NLADA honors retired justice

The National Legal Aid & Defender Association (NLADA) is presenting its first Lifetime Achievement Award to retired U.S. Supreme Court Justice John Paul Stevens.
Stevens will accept the award and give remarks at the NLADA Exemplar Dinner and Reception on Wednesday, October 6 at the JW Marriott Hotel in Washington, DC. 
He will be honored along with Rick Cotton, executive vice president and general counsel of NBC Universal, who will receive the 2010 NLADA Exemplar Award for his pro bono service.
“Justice Stevens has inspired generations of lawyers as a guardian of the Constitution’s guarantees of liberty and equality,” said Jo-Ann Wallace, president and CEO of NLADA. “It is an honor and a privilege to recognize Justice Stevens for a lifetime of deliberate and unwavering commitment to justice for all people, regardless of race, color, creed or income and to name the NLADA Lifetime Achievement award in Justice Steven’s honor” Stevens received his J.D. from Northwestern University School of Law and began his legal career in 1947 by serving as a clerk to Supreme Court Justice Wiley Rutledge.
Following his clerkship, he returned to Chicago and entered private practice with the firm that would eventually become Jenner & Block.
In 1969, the Greenberg Commission named Stevens as their counsel during the investigation of corruption by Illinois Supreme Court Chief Justices Ray Klingbiel and Roy J. Solfisburg, Jr.
Stevens role’ on the Commission gained him wide notoriety leading him to the appointment of Judge of the US Court of Appeals for the Seventh Circuit in 1970.

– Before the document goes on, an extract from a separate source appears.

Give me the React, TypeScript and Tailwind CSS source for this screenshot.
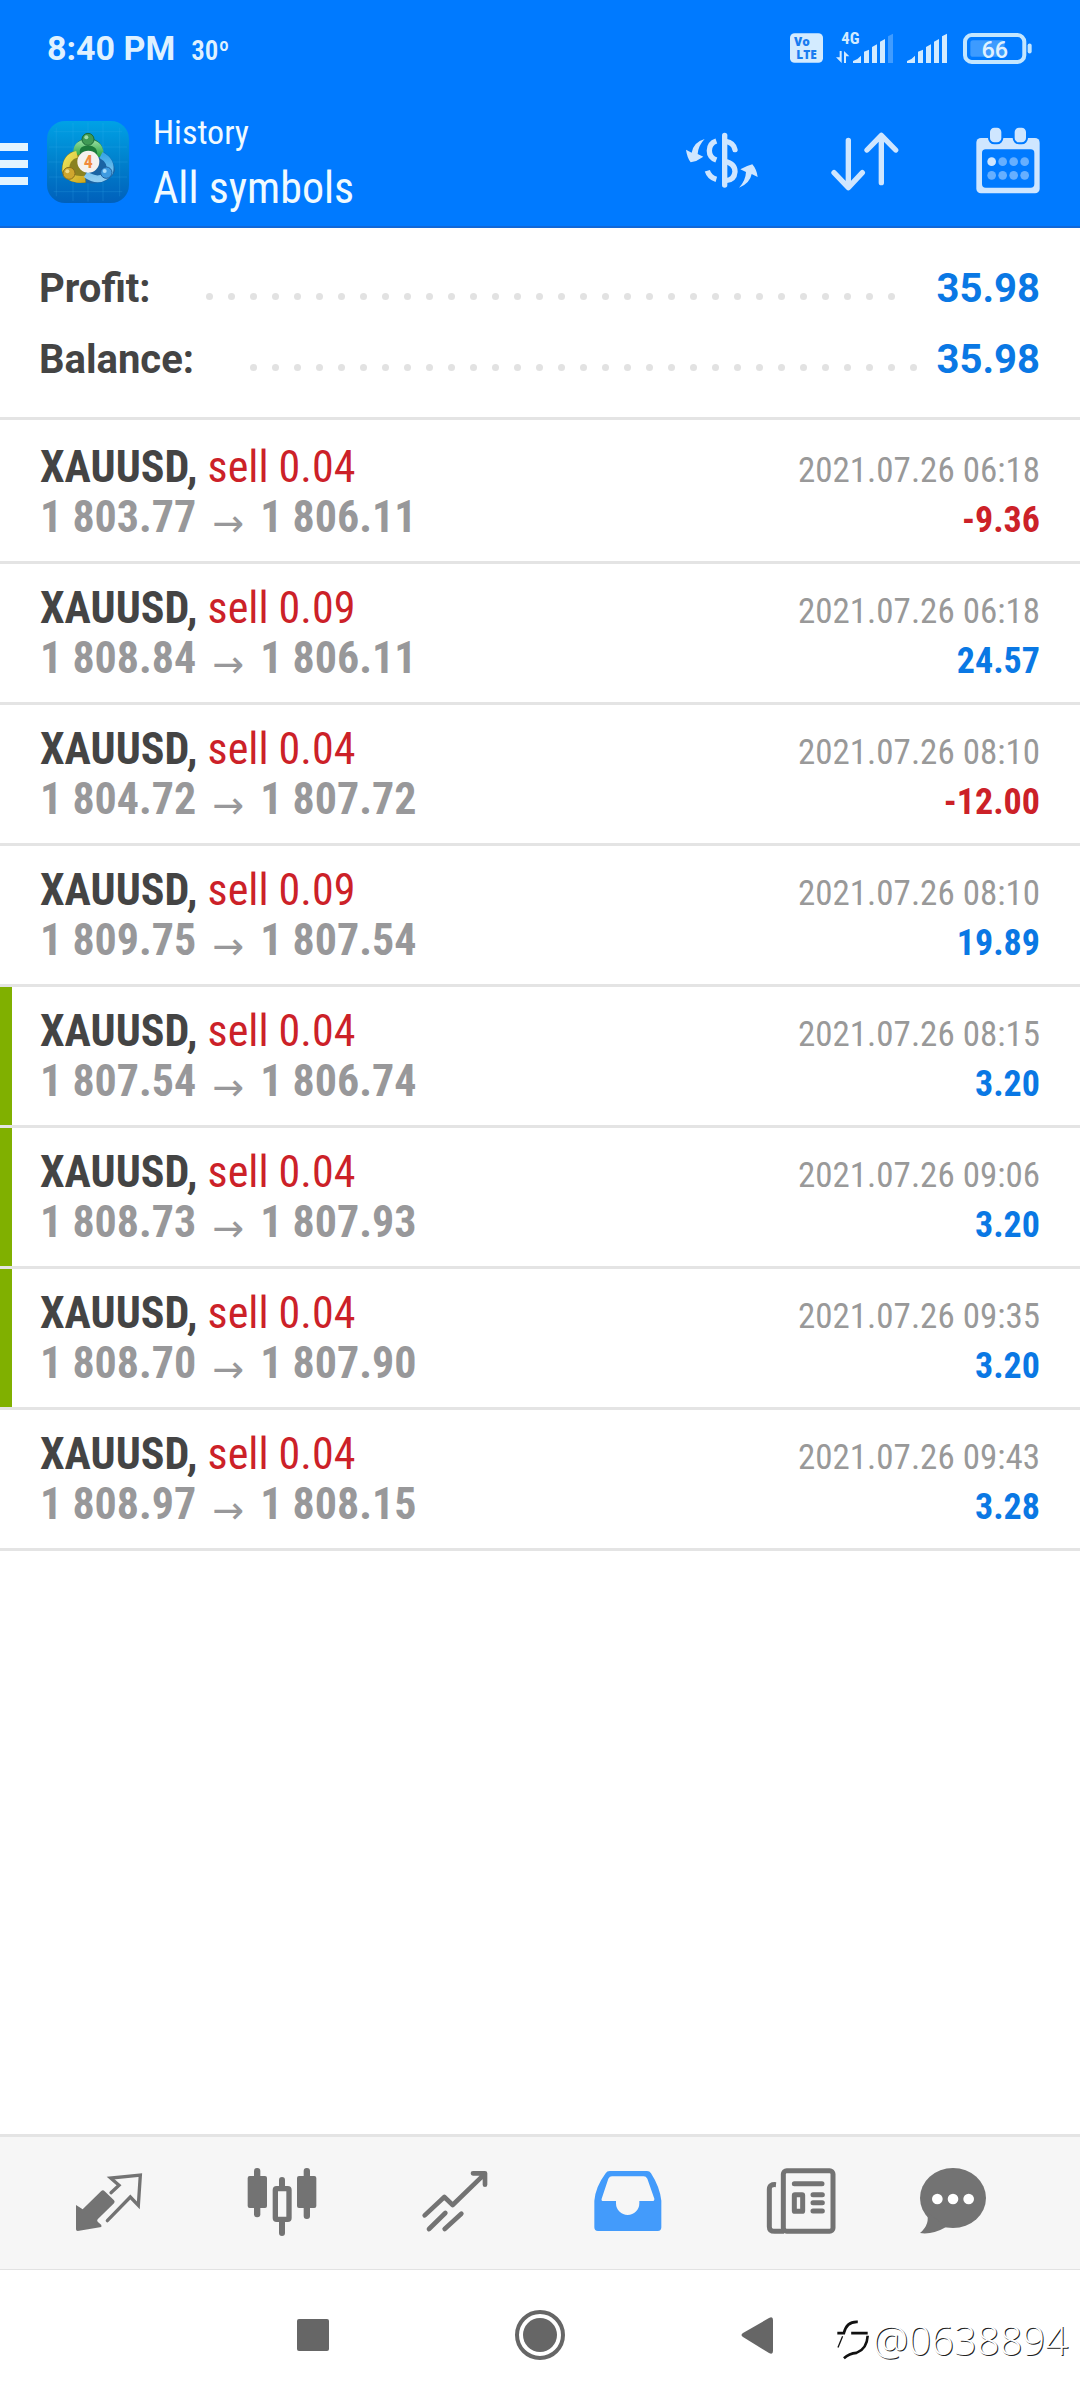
import type { ReactNode } from 'react'

type Deal = {
  lot: string
  open: string
  close: string
  time: string
  profit: string
  marked?: boolean
}

const deals: Deal[] = [
  { lot: '0.04', open: '1 803.77', close: '1 806.11', time: '2021.07.26 06:18', profit: '-9.36' },
  { lot: '0.09', open: '1 808.84', close: '1 806.11', time: '2021.07.26 06:18', profit: '24.57' },
  { lot: '0.04', open: '1 804.72', close: '1 807.72', time: '2021.07.26 08:10', profit: '-12.00' },
  { lot: '0.09', open: '1 809.75', close: '1 807.54', time: '2021.07.26 08:10', profit: '19.89' },
  { lot: '0.04', open: '1 807.54', close: '1 806.74', time: '2021.07.26 08:15', profit: '3.20', marked: true },
  { lot: '0.04', open: '1 808.73', close: '1 807.93', time: '2021.07.26 09:06', profit: '3.20', marked: true },
  { lot: '0.04', open: '1 808.70', close: '1 807.90', time: '2021.07.26 09:35', profit: '3.20', marked: true },
  { lot: '0.04', open: '1 808.97', close: '1 808.15', time: '2021.07.26 09:43', profit: '3.28' },
]

function SignalIcon({ weak }: { weak?: boolean }) {
  return (
    <svg viewBox="0 0 120 90" className="h-[30px] w-10 fill-[#d3ebff]" aria-hidden="true">
      <path d="M0 90V84Q14 80 24 68V90Z" />
      <path d="M33 90V56L48 50V90Z" />
      <path d="M57 90V42L72 34V90Z" />
      <path d="M81 90V26L96 18V90Z" />
      <path d="M105 90V10L120 2V90Z" opacity={weak ? 0.3 : 1} />
    </svg>
  )
}

function StatusBar() {
  return (
    <div className="flex h-24 items-center justify-between pr-12 pl-[47px] text-[#dff1ff]">
      <div className="flex items-baseline gap-4">
        <span className="text-[34px] leading-none font-bold">8:40 PM</span>
        <span className="font-['Roboto_Condensed'] text-[27px] leading-none font-semibold">30º</span>
      </div>
      <div className="flex items-center">
        <svg viewBox="0 0 100 90" className="mr-[13px] h-[30px] w-[33px]" fontSize="36" fontWeight="800" fontFamily="Open Sans, sans-serif" aria-hidden="true">
          <rect width="100" height="90" rx="14" fill="#d3ebff" />
          <text x="12" y="39" fill="#1a7cf0">Vo</text>
          <text x="50" y="79" textAnchor="middle" fill="#1a7cf0">LTE</text>
        </svg>
        <svg viewBox="0 0 51 99" className="mb-[3px] h-[33px] w-[17px] overflow-visible fill-[#d3ebff]" aria-hidden="true">
          <text x="16" y="42" fontSize="50" fontWeight="700" fontFamily="Roboto Condensed, Roboto, sans-serif">4G</text>
          <path d="M11 63H17V99L0 82H11Z" />
          <path d="M24 99V63L40 79H30V99Z" />
        </svg>
        <SignalIcon weak />
        <span className="w-[14px]" />
        <SignalIcon />
        <svg viewBox="0 0 206 92" className="ml-4 h-[31px] w-[69px]" aria-hidden="true">
          <rect x="22" y="21" width="102" height="50" rx="8" fill="#3d9bff" />
          <rect x="6" y="6" width="177" height="80" rx="20" fill="none" stroke="#c3e6ff" strokeWidth="12" />
          <rect x="193" y="31" width="12" height="30" rx="6" fill="#c3e6ff" />
          <text x="95" y="73" textAnchor="middle" fontSize="70" fontWeight="500" fontFamily="Roboto, sans-serif" fill="#dff1ff">66</text>
        </svg>
      </div>
    </div>
  )
}

function AppLogo() {
  return (
    <svg viewBox="0 0 246 246" className="mb-1 ml-[19px] size-[82px]" aria-hidden="true">
      <defs>
        <linearGradient id="tile" x1="0" y1="0" x2="0" y2="1">
          <stop offset="0" stopColor="#00a2e6" />
          <stop offset="0.5" stopColor="#0080cc" />
          <stop offset="1" stopColor="#0060bb" />
        </linearGradient>
        <linearGradient id="green" x1="0" y1="0" x2="0" y2="1">
          <stop offset="0" stopColor="#8ad695" />
          <stop offset="1" stopColor="#25a33d" />
        </linearGradient>
        <linearGradient id="yellow" x1="0" y1="0" x2="1" y2="1">
          <stop offset="0" stopColor="#ece35a" />
          <stop offset="1" stopColor="#cfaa24" />
        </linearGradient>
        <linearGradient id="blue" x1="0" y1="0" x2="0" y2="1">
          <stop offset="0" stopColor="#3aa7e6" />
          <stop offset="1" stopColor="#8fcdf2" />
        </linearGradient>
      </defs>
      <rect width="246" height="246" rx="54" fill="url(#tile)" />
      <path
        d="M28 20V226M78 6V240M123 4V242M168 6V240M218 20V226M20 32H226M6 78H240M4 123H242M6 168H240M20 212H226"
        stroke="#3fb4ee"
        strokeOpacity="0.3"
        strokeWidth="2"
      />
      <path d="M88 118Q72 66 108 54H140Q178 70 166 120Z" fill="#1c7a3c" />
      <path d="M90 88Q46 96 44 150Q56 190 116 186L128 140Z" fill="#8a8220" />
      <path d="M160 90Q200 104 204 150Q184 194 116 186L116 146Z" fill="#1a64a4" />
      <path d="M90 102Q82 66 123 64Q164 66 160 108" fill="none" stroke="url(#green)" strokeWidth="19" />
      <path d="M90 100Q56 108 56 148Q66 180 114 174" fill="none" stroke="url(#yellow)" strokeWidth="20" />
      <path d="M162 102Q196 120 188 154Q158 190 116 160" fill="none" stroke="url(#blue)" strokeWidth="20" />
      <circle cx="123" cy="55" r="18" fill="#3f9a55" stroke="#1c6a38" strokeWidth="3" />
      <circle cx="66" cy="157" r="18" fill="#cfa62e" stroke="#8a6f1b" strokeWidth="3" />
      <circle cx="178" cy="155" r="17" fill="#3f9be0" stroke="#1d5f9e" strokeWidth="3" />
      <circle cx="118" cy="49" r="6" fill="#9fdcaa" />
      <circle cx="61" cy="151" r="6" fill="#f0da85" />
      <circle cx="173" cy="150" r="6" fill="#a9dcfa" />
      <circle cx="124" cy="122" r="33" fill="#f4f1ee" />
      <text x="124" y="141" textAnchor="middle" fontSize="54" fontWeight="700" fontFamily="Roboto Condensed, Roboto, sans-serif" fill="#f08a3c">4</text>
    </svg>
  )
}

function ToolButton({ label, viewBox, children }: { label: string; viewBox: string; children: ReactNode }) {
  return (
    <button type="button" aria-label={label} className="size-20">
      <svg viewBox={viewBox} className="size-20" aria-hidden="true">
        {children}
      </svg>
    </button>
  )
}

function Header() {
  return (
    <header className="border-b-2 border-[#1168d8] bg-[#007aff]">
      <StatusBar />
      <div className="flex items-center pt-3 pr-8 pb-[6px]">
        <button type="button" aria-label="Menu" className="flex w-7 flex-col gap-[9px]">
          <span className="h-2 bg-[#e2f4ff]" />
          <span className="h-2 bg-[#e2f4ff]" />
          <span className="h-2 bg-[#e2f4ff]" />
        </button>
        <AppLogo />
        <div className="ml-6 flex-1 font-['Roboto_Condensed'] text-[#f0faff]">
          <p className="text-[34px] leading-[48px]">History</p>
          <h1 className="text-[44px] leading-[64px]">All symbols</h1>
        </div>
        <div className="flex gap-[63px]">
          <ToolButton label="Symbols" viewBox="37 312 240 240">
            <g fill="none" stroke="#cfe6ff" strokeWidth="16">
              <path d="M165 346V495" strokeLinecap="round" />
              <path d="M168 364Q192 368 196 389" strokeLinecap="round" />
              <path d="M140 363Q119 370 119 392Q119 412 140 420" />
              <path d="M165 424Q196 430 196 455Q194 480 168 482" />
              <path d="M113 452Q119 472 140 478" strokeLinecap="butt" />
            </g>
            <g fill="#cfe6ff">
              <path d="M105 357Q72 366 66 398L49 389Q52 412 63 427Q82 424 101 410L84 402Q86 376 105 357Z" />
              <path d="M208 503Q241 490 246 462L264 471Q261 448 248 433Q229 438 212 448L229 456Q228 482 208 503Z" />
            </g>
          </ToolButton>
          <ToolButton label="Sort" viewBox="466 312 240 240">
            <path
              d="M536 361V500M493 458L536 503L578 458M635 488V348M592 390L635 346L678 390"
              fill="none"
              stroke="#cfe6ff"
              strokeWidth="16"
              strokeLinecap="round"
              strokeLinejoin="round"
            />
          </ToolButton>
          <ToolButton label="Period" viewBox="895 312 240 240">
            <rect x="920" y="354" width="190" height="166" rx="14" fill="#cfe6ff" />
            <rect x="937" y="388" width="157" height="115" rx="11" fill="#007aff" />
            <rect x="958" y="320" width="40" height="50" rx="16" fill="#cfe6ff" stroke="#007aff" strokeWidth="6" />
            <rect x="1032" y="320" width="40" height="50" rx="16" fill="#cfe6ff" stroke="#007aff" strokeWidth="6" />
            {[425, 466].map((cy) =>
              [966, 999, 1032, 1065].map((cx) => (
                <circle key={`${cx}-${cy}`} cx={cx} cy={cy} r="13" fill={cx === 966 && cy === 425 ? '#cfe6ff' : '#66afff'} />
              )),
            )}
          </ToolButton>
        </div>
      </div>
    </header>
  )
}

// Dots that do not fit wrap onto a second line, which is clipped
function DotLeader() {
  return (
    <div className="mt-4 mr-2 ml-12 flex h-[7px] flex-1 flex-wrap overflow-hidden" aria-hidden="true">
      {Array.from({ length: 32 }, (_, i) => (
        <span key={i} className="flex w-[22px] justify-center">
          <span className="size-[7px] rounded-full bg-[#e2e2e2]" />
        </span>
      ))}
    </div>
  )
}

function SummaryLine({ label, value }: { label: string; value: string }) {
  return (
    <div className="flex items-center text-[40px] leading-[71px] font-bold">
      <dt className="text-[#444444]">{label}</dt>
      <DotLeader />
      <dd className="text-[#0a78e4]">{value}</dd>
    </div>
  )
}

function DealRow({ deal }: { deal: Deal }) {
  const loss = deal.profit.startsWith('-')
  return (
    <li className="flex border-b-[3px] border-[#e4e4e4]">
      <span className={deal.marked ? 'w-3 bg-[#80b000]' : 'w-3'} />
      <div className="flex-1 py-[19px] pr-10 pl-7 font-['Roboto_Condensed']">
        <div className="flex items-baseline justify-between leading-[50px]">
          <p className="text-[44px] text-[#cc2128]">
            <span className="font-bold text-[#444444]">XAUUSD,</span> sell {deal.lot}
          </p>
          <time className="text-[35px] leading-none text-[#999999]">{deal.time}</time>
        </div>
        <div className="flex items-baseline justify-between leading-[50px] font-bold">
          <p className="flex items-baseline text-[44px] text-[#98989a]">
            {deal.open}
            <span className="mx-4 self-end font-['DejaVu_Sans'] text-[38px] leading-none font-normal">→</span>
            {deal.close}
          </p>
          <p className={loss ? 'text-[36px] leading-none text-[#cc2128]' : 'text-[36px] leading-none text-[#0a78e4]'}>
            {deal.profit}
          </p>
        </div>
      </div>
    </li>
  )
}

function NavItem({ label, viewBox, active, children }: { label: string; viewBox: string; active?: boolean; children: ReactNode }) {
  return (
    <button
      type="button"
      aria-label={label}
      aria-current={active ? 'page' : undefined}
      className={active ? 'flex justify-center text-[#439bfb]' : 'flex justify-center text-[#737373]'}
    >
      <svg viewBox={viewBox} className="size-[72px]" fill="currentColor" aria-hidden="true">
        {children}
      </svg>
    </button>
  )
}

function TabBar() {
  return (
    <nav className="grid grid-cols-[173fr_173fr_173fr_173fr_173fr_132fr] border-t-[3px] border-b border-t-[#e4e4e4] border-b-[#e2e2e2] bg-[#f6f6f6] pt-[29px] pr-[61px] pb-[31px] pl-[22px]">
      <NavItem label="Quotes" viewBox="38 48 216 216">
        <path d="M47 165L67 178L122 124Q128 118 133 124L161 151Q165 156 161 160L112 208Q109 212 112 215L123 225V231L52 243Q47 243 47 238Z" />
        <path d="M152 128L176 106L151 84L240 75L234 166L210 141L141 212" fill="none" stroke="currentColor" strokeWidth="10" strokeLinecap="round" />
      </NavItem>
      <NavItem label="Charts" viewBox="555 48 216 216">
        <rect x="560" y="78" width="58" height="96" rx="6" />
        <rect x="579" y="54" width="19" height="148" rx="9" />
        <rect x="708" y="78" width="58" height="96" rx="6" />
        <rect x="728" y="54" width="19" height="153" rx="9" />
        <rect x="643" y="116" width="41" height="92" rx="4" fill="none" stroke="currentColor" strokeWidth="16" />
        <path d="M654 112V90A9 9 0 0 1 672 90V112ZM654 212V249A9 9 0 0 0 672 249V212Z" />
      </NavItem>
      <NavItem label="Trade" viewBox="1075 48 216 216">
        <path
          d="M1092 196L1151 141L1176 165L1270 74M1237 70H1273V104M1105 237L1154 189M1152 237L1202 191"
          fill="none"
          stroke="currentColor"
          strokeWidth="14"
          strokeLinecap="round"
          strokeLinejoin="round"
        />
      </NavItem>
      <NavItem label="History" viewBox="35 48 216 216" active>
        <path
          fillRule="evenodd"
          d="M76 70Q80 63 88 63H200Q208 63 212 70Q238 110 243 152V232Q243 243 232 243H53Q42 243 42 232V152Q46 110 76 70ZM95 79Q88 79 84 86L64 146Q62 153 69 153H107V160A35 35 0 0 0 177 160V153H216Q223 153 222 146L201 86Q197 79 190 79Z"
        />
      </NavItem>
      <NavItem label="News" viewBox="555 48 216 216">
        <g fill="none" stroke="currentColor" strokeWidth="15" strokeLinecap="round">
          <rect x="610" y="62" width="149" height="182" rx="10" />
          <path d="M588 104Q568 102 568 118V230Q568 244 584 244H612" strokeLinecap="butt" />
          <path d="M643 101H726M699 134H727M699 158H727M699 183H727" />
          <rect x="643" y="134" width="25" height="50" rx="2" />
        </g>
      </NavItem>
      <NavItem label="Messages" viewBox="1011 48 216 216">
        <ellipse cx="1119" cy="144" rx="99" ry="90" />
        <path d="M1040 186Q1052 222 1020 249Q1056 255 1100 230Z" />
        <g fill="#ffffff">
          <circle cx="1072" cy="147" r="16" />
          <circle cx="1119" cy="147" r="16" />
          <circle cx="1166" cy="147" r="16" />
        </g>
      </NavItem>
    </nav>
  )
}

function SystemBar() {
  return (
    <div className="relative flex h-[130px] items-center justify-center gap-[162px] bg-white text-[#666666]">
      <button type="button" aria-label="Recent apps">
        <svg viewBox="0 0 60 60" className="size-[60px]" fill="currentColor" aria-hidden="true">
          <rect x="9" y="14" width="32" height="32" rx="2" />
        </svg>
      </button>
      <button type="button" aria-label="Home">
        <svg viewBox="0 0 60 60" className="size-[60px]" fill="currentColor" aria-hidden="true">
          <circle cx="30" cy="30" r="17" />
          <circle cx="30" cy="30" r="23" fill="none" stroke="currentColor" strokeWidth="4" />
        </svg>
      </button>
      <button type="button" aria-label="Back">
        <svg viewBox="0 0 60 60" className="size-[60px]" fill="currentColor" aria-hidden="true">
          <path d="M11 28L37 13Q41 11 41 15V46Q41 50 37 48L11 32Q8 30 11 28Z" />
        </svg>
      </button>
      <div className="absolute right-3 bottom-[38px] flex items-center gap-1">
        <svg viewBox="0 0 100 126" className="h-[42px] w-[33px]" fill="none" stroke="#111111" strokeWidth="8" aria-hidden="true">
          <path d="M66 8Q32 6 24 42H4M46 42H96M96 50Q94 90 62 102Q40 104 24 118" />
          <path d="M20 52L6 86" strokeWidth="4" />
        </svg>
        <span className="font-['Open_Sans'] text-[40px] leading-[44px] font-light text-white [text-shadow:1px_1px_0_#222222]">
          @0638894
        </span>
      </div>
    </div>
  )
}

export default function App() {
  return (
    <div className="flex min-h-screen flex-col bg-white font-['Roboto']">
      <Header />

      <main className="flex-1">
        <dl className="border-b-[3px] border-[#e4e4e4] pt-[25px] pr-10 pb-[22px] pl-[39px]">
          <SummaryLine label="Profit:" value="35.98" />
          <SummaryLine label="Balance:" value="35.98" />
        </dl>
        <ul className="pt-[3px]">
          {deals.map((deal, i) => (
            <DealRow key={i} deal={deal} />
          ))}
        </ul>
      </main>

      <TabBar />
      <SystemBar />
    </div>
  )
}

In 1975, President Gerald Ford nominated Stevens as an Associate Justice of the Supreme Court, replacing Justice William O. Douglas. He was confirmed 98-0 by the Senate.
Last June, after more than 34 years, Justice Stevens retired as the third-longest serving justice in the court’s history and the oldest member of the court.
In announcing the award, MLADA noted that, throughout his nearly 35 years on the bench,  Stevens “maintained a moderate voice that championed civil rights issues, the death penalty and the treatment of detainees at Guantanamo Bay. Stevens’ opinion for the Court in Atkins v. Virginia (2002), which reversed a 13-year precedent to outlaw the execution of mentally retarded citizens, is largely thought to have set the stage for the eventual abolition of the juvenile death penalty.”
The organization also noted that  Stevens’ views on affirmative action and integration in schools changed during his tenure and he declared in 2007 that “children of all races benefit from integrated classrooms and playgrounds.”
NLADA also said that, in a decision involving national security, Stevens crossed the traditional liberal-conservative divide by writing two of the most important judgments, Rasul v. Bush (2004) and Hamdan v. Rumsfeld (2006).
The judgments stressed the court’s duty to ensure fair treatment for those viewed most unfavorably in our society, even when national security is at issue.
Stevens went on to say “[I]f this Nation is to remain true to the ideals symbolized by its flag, it must not wield the tools of tyrants even to resist an assault by the forces of tyranny.”